◆ Data section ◆
⟨
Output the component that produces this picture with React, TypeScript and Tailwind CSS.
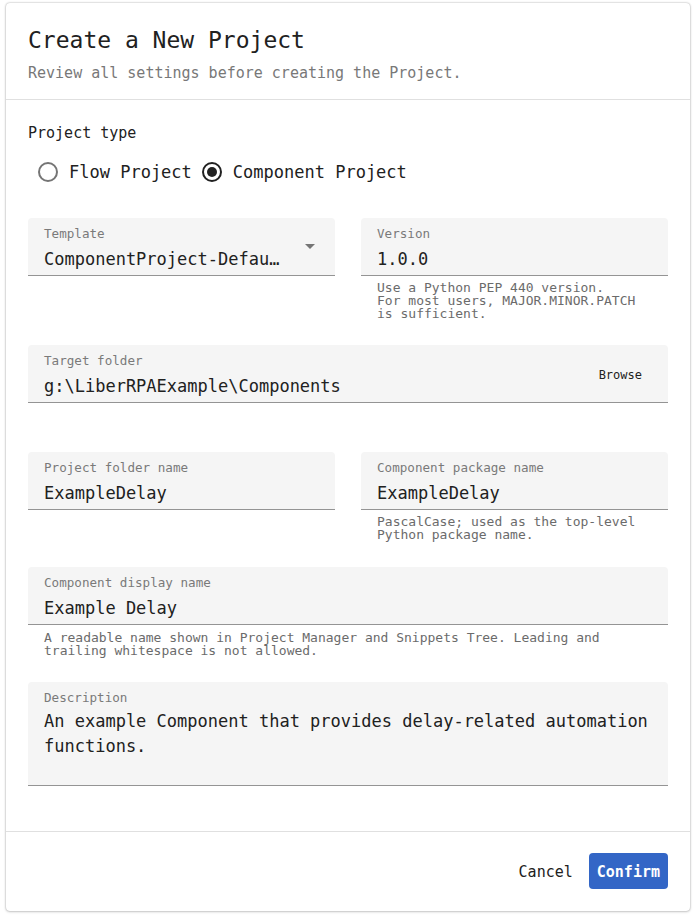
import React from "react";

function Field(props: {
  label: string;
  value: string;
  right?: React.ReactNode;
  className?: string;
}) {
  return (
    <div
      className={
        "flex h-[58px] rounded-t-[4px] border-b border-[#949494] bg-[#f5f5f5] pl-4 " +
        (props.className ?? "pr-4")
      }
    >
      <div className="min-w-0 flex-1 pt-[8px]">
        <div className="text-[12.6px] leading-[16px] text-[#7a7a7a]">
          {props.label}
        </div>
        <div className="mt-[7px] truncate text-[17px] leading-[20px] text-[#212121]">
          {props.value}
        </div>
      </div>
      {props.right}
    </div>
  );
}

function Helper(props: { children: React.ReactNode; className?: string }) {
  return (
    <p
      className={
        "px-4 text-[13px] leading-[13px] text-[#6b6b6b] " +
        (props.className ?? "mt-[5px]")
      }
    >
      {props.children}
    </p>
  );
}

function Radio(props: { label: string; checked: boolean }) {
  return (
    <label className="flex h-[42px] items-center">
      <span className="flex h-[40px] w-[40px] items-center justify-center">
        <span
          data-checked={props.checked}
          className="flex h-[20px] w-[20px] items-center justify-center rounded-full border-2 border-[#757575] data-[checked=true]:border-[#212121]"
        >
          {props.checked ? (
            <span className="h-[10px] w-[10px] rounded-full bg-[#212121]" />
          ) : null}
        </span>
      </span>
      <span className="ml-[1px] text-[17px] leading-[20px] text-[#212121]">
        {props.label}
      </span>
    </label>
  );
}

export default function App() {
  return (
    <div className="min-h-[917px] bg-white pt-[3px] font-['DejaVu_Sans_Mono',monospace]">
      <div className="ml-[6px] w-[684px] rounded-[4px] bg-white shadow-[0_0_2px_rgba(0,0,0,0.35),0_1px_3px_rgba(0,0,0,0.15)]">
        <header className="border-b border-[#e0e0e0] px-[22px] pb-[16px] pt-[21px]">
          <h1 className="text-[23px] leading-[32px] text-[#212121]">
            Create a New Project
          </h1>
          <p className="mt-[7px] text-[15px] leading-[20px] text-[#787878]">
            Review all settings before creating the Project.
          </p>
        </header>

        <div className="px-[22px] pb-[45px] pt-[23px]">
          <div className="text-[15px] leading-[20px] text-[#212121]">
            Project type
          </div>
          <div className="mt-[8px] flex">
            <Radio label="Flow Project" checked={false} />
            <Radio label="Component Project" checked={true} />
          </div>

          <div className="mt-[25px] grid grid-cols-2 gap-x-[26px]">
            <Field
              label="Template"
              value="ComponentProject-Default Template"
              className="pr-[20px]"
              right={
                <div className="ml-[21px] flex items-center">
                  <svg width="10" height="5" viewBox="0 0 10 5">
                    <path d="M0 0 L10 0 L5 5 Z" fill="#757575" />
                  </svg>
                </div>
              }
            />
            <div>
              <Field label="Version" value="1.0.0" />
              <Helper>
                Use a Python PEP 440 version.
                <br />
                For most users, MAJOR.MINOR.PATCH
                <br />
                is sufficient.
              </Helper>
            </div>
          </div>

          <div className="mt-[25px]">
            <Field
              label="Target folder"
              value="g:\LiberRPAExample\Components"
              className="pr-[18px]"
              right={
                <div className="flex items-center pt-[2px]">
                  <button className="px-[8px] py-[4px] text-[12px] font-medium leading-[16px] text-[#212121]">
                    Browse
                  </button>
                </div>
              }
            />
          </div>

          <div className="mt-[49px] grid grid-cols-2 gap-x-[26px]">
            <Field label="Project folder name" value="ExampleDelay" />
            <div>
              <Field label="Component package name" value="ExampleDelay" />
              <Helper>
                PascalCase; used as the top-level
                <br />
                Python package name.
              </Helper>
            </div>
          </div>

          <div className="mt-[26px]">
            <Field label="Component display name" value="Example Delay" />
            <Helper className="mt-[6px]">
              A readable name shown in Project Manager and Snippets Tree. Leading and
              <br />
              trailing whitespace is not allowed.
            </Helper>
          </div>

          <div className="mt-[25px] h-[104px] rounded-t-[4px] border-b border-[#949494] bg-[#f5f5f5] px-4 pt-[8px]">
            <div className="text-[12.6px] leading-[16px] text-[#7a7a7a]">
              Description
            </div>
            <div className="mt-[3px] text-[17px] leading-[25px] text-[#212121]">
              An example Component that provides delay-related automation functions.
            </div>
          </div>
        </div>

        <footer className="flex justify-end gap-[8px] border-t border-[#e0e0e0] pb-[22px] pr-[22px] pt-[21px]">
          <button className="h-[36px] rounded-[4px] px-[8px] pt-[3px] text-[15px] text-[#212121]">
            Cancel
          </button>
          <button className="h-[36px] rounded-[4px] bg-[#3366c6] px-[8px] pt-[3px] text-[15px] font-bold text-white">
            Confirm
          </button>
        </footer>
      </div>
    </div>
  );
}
⟩
◆ Task statement ◆
Give every line above again exactly, with no pictures.

◆ Written answer ◆
Output the component that produces this picture with React, TypeScript and Tailwind CSS.
import React from "react";

function Field(props: {
  label: string;
  value: string;
  right?: React.ReactNode;
  className?: string;
}) {
  return (
    <div
      className={
        "flex h-[58px] rounded-t-[4px] border-b border-[#949494] bg-[#f5f5f5] pl-4 " +
        (props.className ?? "pr-4")
      }
    >
      <div className="min-w-0 flex-1 pt-[8px]">
        <div className="text-[12.6px] leading-[16px] text-[#7a7a7a]">
          {props.label}
        </div>
        <div className="mt-[7px] truncate text-[17px] leading-[20px] text-[#212121]">
          {props.value}
        </div>
      </div>
      {props.right}
    </div>
  );
}

function Helper(props: { children: React.ReactNode; className?: string }) {
  return (
    <p
      className={
        "px-4 text-[13px] leading-[13px] text-[#6b6b6b] " +
        (props.className ?? "mt-[5px]")
      }
    >
      {props.children}
    </p>
  );
}

function Radio(props: { label: string; checked: boolean }) {
  return (
    <label className="flex h-[42px] items-center">
      <span className="flex h-[40px] w-[40px] items-center justify-center">
        <span
          data-checked={props.checked}
          className="flex h-[20px] w-[20px] items-center justify-center rounded-full border-2 border-[#757575] data-[checked=true]:border-[#212121]"
        >
          {props.checked ? (
            <span className="h-[10px] w-[10px] rounded-full bg-[#212121]" />
          ) : null}
        </span>
      </span>
      <span className="ml-[1px] text-[17px] leading-[20px] text-[#212121]">
        {props.label}
      </span>
    </label>
  );
}

export default function App() {
  return (
    <div className="min-h-[917px] bg-white pt-[3px] font-['DejaVu_Sans_Mono',monospace]">
      <div className="ml-[6px] w-[684px] rounded-[4px] bg-white shadow-[0_0_2px_rgba(0,0,0,0.35),0_1px_3px_rgba(0,0,0,0.15)]">
        <header className="border-b border-[#e0e0e0] px-[22px] pb-[16px] pt-[21px]">
          <h1 className="text-[23px] leading-[32px] text-[#212121]">
            Create a New Project
          </h1>
          <p className="mt-[7px] text-[15px] leading-[20px] text-[#787878]">
            Review all settings before creating the Project.
          </p>
        </header>

        <div className="px-[22px] pb-[45px] pt-[23px]">
          <div className="text-[15px] leading-[20px] text-[#212121]">
            Project type
          </div>
          <div className="mt-[8px] flex">
            <Radio label="Flow Project" checked={false} />
            <Radio label="Component Project" checked={true} />
          </div>

          <div className="mt-[25px] grid grid-cols-2 gap-x-[26px]">
            <Field
              label="Template"
              value="ComponentProject-Default Template"
              className="pr-[20px]"
              right={
                <div className="ml-[21px] flex items-center">
                  <svg width="10" height="5" viewBox="0 0 10 5">
                    <path d="M0 0 L10 0 L5 5 Z" fill="#757575" />
                  </svg>
                </div>
              }
            />
            <div>
              <Field label="Version" value="1.0.0" />
              <Helper>
                Use a Python PEP 440 version.
                <br />
                For most users, MAJOR.MINOR.PATCH
                <br />
                is sufficient.
              </Helper>
            </div>
          </div>

          <div className="mt-[25px]">
            <Field
              label="Target folder"
              value="g:\LiberRPAExample\Components"
              className="pr-[18px]"
              right={
                <div className="flex items-center pt-[2px]">
                  <button className="px-[8px] py-[4px] text-[12px] font-medium leading-[16px] text-[#212121]">
                    Browse
                  </button>
                </div>
              }
            />
          </div>

          <div className="mt-[49px] grid grid-cols-2 gap-x-[26px]">
            <Field label="Project folder name" value="ExampleDelay" />
            <div>
              <Field label="Component package name" value="ExampleDelay" />
              <Helper>
                PascalCase; used as the top-level
                <br />
                Python package name.
              </Helper>
            </div>
          </div>

          <div className="mt-[26px]">
            <Field label="Component display name" value="Example Delay" />
            <Helper className="mt-[6px]">
              A readable name shown in Project Manager and Snippets Tree. Leading and
              <br />
              trailing whitespace is not allowed.
            </Helper>
          </div>

          <div className="mt-[25px] h-[104px] rounded-t-[4px] border-b border-[#949494] bg-[#f5f5f5] px-4 pt-[8px]">
            <div className="text-[12.6px] leading-[16px] text-[#7a7a7a]">
              Description
            </div>
            <div className="mt-[3px] text-[17px] leading-[25px] text-[#212121]">
              An example Component that provides delay-related automation functions.
            </div>
          </div>
        </div>

        <footer className="flex justify-end gap-[8px] border-t border-[#e0e0e0] pb-[22px] pr-[22px] pt-[21px]">
          <button className="h-[36px] rounded-[4px] px-[8px] pt-[3px] text-[15px] text-[#212121]">
            Cancel
          </button>
          <button className="h-[36px] rounded-[4px] bg-[#3366c6] px-[8px] pt-[3px] text-[15px] font-bold text-white">
            Confirm
          </button>
        </footer>
      </div>
    </div>
  );
}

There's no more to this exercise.